Awakening from the Steeler's Dream

Author: Rasmus Jorgensen

“The first thing you should know is that America still does make steel. Three-quarters of the steel that America uses — almost all of it — is produced domestically.”

This was probably news to the Notre Dame students who had gathered in a DeBartolo Hall auditorium last week to hear The New York Times’ Washington correspondent Binyamin Appelbaum speak about the economic consequences of the 2016 presidential election — and whether Americans in low paying jobs might expect their employment outlook to change for the better.

Pittsburgh Steel Company, Monessen Works, 1995, Photo by Jet Lowe, Wikimedia Commons

Steel “is not, however, produced in Monessen, Pennsylvania,” Appelbaum continued, using the town near Pittsburgh as a representation of the United States’ lost status as the world’s leading steel producer. “And the reason has nothing to do with the Chinese. The reason has to do with changes in technology.”

Steel manufacturing today, he explained, mostly uses scrap metal and employs fewer laborers who work in smaller factories that are typically located close to some of their primary customers: the car factories of the South.

“And people in Monessen are actually surprisingly aware of this, because they know something about steel. They don’t think the Chinese took their jobs. They know their jobs, to the extent that they still exist, are now in North Carolina,” the reporter said. “The people of Monessen, for the most part, do not dream about steel-making anymore. They do not expect that there will ever be a steel factory on that site again.”

Yet a rhetoric of restoring lost steel and coal jobs runs through the current presidential campaign.

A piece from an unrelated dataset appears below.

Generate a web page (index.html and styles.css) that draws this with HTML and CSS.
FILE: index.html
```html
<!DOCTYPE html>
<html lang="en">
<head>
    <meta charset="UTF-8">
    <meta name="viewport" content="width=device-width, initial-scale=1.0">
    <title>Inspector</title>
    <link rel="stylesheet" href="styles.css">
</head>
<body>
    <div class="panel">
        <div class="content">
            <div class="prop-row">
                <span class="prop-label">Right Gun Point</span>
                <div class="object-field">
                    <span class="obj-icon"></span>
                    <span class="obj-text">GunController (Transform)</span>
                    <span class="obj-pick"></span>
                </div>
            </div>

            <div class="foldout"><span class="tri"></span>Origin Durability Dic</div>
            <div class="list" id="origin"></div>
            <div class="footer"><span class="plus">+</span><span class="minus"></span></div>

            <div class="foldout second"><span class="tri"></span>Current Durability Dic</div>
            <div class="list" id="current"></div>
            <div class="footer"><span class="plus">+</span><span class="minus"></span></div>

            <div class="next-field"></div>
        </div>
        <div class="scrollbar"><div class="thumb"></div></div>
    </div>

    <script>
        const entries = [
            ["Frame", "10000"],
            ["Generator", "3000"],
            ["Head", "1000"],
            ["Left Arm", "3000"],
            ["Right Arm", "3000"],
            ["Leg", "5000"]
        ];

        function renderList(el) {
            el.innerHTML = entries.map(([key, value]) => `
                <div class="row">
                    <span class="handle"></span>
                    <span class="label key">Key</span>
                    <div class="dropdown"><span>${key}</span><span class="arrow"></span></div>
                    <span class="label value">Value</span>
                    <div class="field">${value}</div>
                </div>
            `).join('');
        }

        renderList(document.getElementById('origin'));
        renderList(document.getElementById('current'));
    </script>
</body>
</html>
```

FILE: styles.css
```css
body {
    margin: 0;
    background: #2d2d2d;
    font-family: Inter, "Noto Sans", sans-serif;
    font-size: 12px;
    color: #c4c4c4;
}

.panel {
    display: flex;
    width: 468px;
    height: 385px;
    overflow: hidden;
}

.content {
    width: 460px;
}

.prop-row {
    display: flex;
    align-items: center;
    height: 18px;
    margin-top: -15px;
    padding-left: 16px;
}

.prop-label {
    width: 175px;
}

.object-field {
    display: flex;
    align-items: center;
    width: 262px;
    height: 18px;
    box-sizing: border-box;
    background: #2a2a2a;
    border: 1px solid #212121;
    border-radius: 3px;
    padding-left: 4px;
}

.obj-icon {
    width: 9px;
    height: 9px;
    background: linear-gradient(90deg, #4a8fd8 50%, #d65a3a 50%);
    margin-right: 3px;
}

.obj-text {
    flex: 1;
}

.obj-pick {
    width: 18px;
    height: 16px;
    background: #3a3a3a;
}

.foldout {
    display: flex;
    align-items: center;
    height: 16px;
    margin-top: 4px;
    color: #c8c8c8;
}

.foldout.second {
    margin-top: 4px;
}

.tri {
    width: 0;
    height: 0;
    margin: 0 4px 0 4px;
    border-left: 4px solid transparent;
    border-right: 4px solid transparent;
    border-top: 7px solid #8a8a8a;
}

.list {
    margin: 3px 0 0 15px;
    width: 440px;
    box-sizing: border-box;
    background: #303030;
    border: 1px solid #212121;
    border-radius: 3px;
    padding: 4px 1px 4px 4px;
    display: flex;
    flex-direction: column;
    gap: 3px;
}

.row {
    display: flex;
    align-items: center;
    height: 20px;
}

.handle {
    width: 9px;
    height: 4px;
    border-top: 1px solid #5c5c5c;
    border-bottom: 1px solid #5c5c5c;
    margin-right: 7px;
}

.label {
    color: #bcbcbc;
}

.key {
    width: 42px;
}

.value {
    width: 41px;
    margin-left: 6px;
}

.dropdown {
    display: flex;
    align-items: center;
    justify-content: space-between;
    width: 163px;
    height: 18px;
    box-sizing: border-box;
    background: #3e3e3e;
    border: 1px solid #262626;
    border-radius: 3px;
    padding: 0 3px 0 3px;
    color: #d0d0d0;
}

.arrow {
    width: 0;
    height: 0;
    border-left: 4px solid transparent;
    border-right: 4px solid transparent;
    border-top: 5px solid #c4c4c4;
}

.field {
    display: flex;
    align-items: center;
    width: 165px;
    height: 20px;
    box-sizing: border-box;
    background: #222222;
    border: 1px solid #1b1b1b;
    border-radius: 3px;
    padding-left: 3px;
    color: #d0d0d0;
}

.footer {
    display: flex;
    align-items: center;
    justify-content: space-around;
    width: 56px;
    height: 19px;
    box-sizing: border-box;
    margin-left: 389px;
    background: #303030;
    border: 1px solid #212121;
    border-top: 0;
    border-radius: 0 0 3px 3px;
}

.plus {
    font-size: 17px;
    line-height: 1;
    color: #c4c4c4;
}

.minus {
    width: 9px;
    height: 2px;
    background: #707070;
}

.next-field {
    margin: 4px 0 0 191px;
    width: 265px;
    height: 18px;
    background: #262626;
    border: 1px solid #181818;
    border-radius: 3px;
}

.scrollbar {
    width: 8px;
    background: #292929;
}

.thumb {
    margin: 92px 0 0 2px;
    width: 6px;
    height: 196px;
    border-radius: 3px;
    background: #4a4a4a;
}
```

“It’s really easy to tell voters that our problem is that someone else is screwing us. That if we could just get one over on them, they would feel the pain that we are feeling, and we would feel the prosperity that they have supposedly taken from us.”

But the globalization that so often has taken the blame for the downfall of the American working class isn’t all bad, Appelbaum argued, showing the audience pictures of Galesburg, Illinois, the former home of a massive Maytag appliance factory that has moved to Mexico.

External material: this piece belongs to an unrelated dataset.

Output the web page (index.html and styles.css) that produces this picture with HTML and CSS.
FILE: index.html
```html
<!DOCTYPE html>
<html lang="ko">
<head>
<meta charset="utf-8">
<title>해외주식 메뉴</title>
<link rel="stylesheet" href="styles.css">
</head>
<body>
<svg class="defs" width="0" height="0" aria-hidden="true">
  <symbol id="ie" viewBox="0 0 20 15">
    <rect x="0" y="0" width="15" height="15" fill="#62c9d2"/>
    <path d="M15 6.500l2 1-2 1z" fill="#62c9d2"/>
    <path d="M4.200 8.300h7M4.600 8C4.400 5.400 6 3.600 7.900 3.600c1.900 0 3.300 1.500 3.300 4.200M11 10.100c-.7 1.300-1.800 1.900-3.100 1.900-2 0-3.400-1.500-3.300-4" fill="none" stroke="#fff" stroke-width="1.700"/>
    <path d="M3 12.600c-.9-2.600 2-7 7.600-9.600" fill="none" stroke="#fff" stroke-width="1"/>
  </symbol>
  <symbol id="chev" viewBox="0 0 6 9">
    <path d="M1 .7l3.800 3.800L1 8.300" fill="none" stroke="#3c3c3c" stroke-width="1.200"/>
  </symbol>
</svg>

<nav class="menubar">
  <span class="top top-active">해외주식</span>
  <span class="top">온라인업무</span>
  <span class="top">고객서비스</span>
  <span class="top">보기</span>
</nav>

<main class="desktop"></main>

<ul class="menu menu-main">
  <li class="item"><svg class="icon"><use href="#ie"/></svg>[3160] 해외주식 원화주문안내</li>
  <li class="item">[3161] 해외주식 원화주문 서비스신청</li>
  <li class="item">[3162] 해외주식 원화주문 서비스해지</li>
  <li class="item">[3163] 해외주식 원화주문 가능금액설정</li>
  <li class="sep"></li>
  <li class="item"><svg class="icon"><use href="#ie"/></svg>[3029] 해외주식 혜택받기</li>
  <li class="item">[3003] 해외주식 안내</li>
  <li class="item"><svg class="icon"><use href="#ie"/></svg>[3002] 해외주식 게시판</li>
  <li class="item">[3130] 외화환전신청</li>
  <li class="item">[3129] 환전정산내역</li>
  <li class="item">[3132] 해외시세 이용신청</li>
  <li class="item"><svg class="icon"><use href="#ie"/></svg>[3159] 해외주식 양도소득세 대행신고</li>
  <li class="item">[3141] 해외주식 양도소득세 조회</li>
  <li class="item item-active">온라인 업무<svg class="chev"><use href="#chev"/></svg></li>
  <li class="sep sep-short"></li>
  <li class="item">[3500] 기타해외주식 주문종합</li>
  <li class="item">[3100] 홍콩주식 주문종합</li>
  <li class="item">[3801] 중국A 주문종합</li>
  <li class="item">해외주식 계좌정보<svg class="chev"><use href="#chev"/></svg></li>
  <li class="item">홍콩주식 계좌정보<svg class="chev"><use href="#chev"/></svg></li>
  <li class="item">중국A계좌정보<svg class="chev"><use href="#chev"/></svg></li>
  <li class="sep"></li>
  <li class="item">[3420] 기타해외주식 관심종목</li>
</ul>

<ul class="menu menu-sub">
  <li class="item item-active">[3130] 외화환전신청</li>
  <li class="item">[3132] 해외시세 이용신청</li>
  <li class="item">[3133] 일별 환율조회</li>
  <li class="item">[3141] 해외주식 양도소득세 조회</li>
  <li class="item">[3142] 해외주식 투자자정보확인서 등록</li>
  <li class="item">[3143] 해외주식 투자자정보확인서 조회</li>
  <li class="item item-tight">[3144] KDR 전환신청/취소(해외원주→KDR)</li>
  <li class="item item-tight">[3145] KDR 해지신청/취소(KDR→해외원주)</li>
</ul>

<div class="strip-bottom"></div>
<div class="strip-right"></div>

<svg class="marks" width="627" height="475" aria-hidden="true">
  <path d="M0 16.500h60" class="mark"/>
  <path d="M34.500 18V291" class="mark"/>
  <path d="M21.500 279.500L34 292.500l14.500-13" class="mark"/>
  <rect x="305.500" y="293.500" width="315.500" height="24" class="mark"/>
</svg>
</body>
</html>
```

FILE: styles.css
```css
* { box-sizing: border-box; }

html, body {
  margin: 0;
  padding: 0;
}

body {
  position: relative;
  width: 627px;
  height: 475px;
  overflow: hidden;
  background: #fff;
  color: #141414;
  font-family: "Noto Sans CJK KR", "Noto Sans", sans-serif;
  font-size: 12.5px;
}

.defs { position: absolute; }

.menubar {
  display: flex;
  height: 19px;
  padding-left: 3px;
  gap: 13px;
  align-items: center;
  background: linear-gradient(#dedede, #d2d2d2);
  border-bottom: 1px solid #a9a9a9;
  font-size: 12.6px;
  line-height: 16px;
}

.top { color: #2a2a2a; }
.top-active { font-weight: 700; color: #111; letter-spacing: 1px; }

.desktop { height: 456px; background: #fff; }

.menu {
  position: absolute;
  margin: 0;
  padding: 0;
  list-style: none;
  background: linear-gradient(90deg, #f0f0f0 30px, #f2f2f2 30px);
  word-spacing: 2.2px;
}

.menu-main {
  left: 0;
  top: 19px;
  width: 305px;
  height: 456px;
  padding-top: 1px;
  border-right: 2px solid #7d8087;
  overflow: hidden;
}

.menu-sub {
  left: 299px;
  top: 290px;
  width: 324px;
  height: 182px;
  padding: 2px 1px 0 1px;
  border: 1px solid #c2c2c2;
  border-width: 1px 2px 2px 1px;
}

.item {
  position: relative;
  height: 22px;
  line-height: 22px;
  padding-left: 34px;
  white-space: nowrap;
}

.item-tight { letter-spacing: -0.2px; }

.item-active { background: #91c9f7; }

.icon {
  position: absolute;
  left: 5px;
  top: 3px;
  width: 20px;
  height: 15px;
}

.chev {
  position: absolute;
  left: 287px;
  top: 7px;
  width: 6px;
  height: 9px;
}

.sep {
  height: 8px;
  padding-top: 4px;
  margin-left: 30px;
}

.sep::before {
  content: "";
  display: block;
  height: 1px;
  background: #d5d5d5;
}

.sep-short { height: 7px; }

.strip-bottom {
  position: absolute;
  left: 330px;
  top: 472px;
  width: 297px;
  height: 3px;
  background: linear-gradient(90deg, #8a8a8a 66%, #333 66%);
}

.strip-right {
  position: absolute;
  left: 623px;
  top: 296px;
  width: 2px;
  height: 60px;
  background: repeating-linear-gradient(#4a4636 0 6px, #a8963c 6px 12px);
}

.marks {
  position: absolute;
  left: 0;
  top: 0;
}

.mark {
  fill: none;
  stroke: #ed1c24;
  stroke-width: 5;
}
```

“This is a giant rail yard on the outskirts of town, it’s operated by BNSF,” Appelbaum said. “Essentially the sole purpose of that rail yard is to transport goods from China to American consumers. That is why it exists. And these are now the highest paying blue-collar jobs in Galesburg. And they’re good jobs. They’re every bit as good as the jobs that used to be at the Maytag factory, in terms of pay, benefits, pretty much any other measure you’d like. Many of them are better jobs. I met a guy who’s making three times as much as he ever made at the Maytag factory,” Appelbaum said.

“On the outskirts of Galesburg there’s a pork plant owned by a Chinese company,” he went on to say. “And it packages American pigs and ships them on BNSF railcars to the west coast and over the sea to China.”

A BNSF locomotive at the Cherry Street crossing, Galesburg, Illinois, 2016, Photo by Kelly Martin, Wikimedia Commons

Local adaptations to global economic transformation like these mean that American consumers can buy cheap products from abroad while made-in-the-USA products may compete in markets that were not always available to American companies. And that, proponents of globalization say, is a good development for the country’s economy.

“American manufacturing output is in the highest level in history. We make more stuff today in the United States of America than we have ever made before. It’s a remarkable statistic. Employment has plunged. Productivity has spiked, and the net effect is that our manufacturing sector is, by that measure, healthier than it’s ever been before,” he told the audience.

But some are left behind, he noted. As manufacturing jobs move overseas or become redundant due to technological improvements, those who aren’t trained to enter today’s service workforce fall behind.

As Appelbaum has written in the Times, we will soon be living in the United States of Home Health Aides, as the nation’s population of senior citizens increases and more people are needed to take care of them. But politicians talk about getting manufacturing jobs back rather than creating better opportunities for those entering the service sector.

“We have a population of 850,000 workers in the home health care industry making an average wage that is not enough to get above the poverty line if you happen to be supporting a husband and two children. Average! That’s not a good situation, and it would be nice to hear our politicians talking a little bit less about how to create more steel working jobs and a little bit more about what could be done for those home health care workers,” Appelbaum said.

Chances are that very few of the Notre Dame students in the audience will ever work as home health aides. Their prospects are good, and yet students wonder what awaits them in the job market. I will put my head on the block and say that the forces of globalization and technological advances aren’t going to slow down much, and though most Americans do benefit, those without a college education or access to it will likely suffer.

In that light Appelbaum’s prediction that little will change no matter who wins in November is rather dim.

“There ought to be consequences. What this election is telling us is that there are things that are broken and things that need to be fixed. So, I wish there were more likely to be consequences from the 2016 election,” he said.


Rasmus Schmidt Jorgensen is a student at the Danish School of Media and Journalism and an intern at this magazine.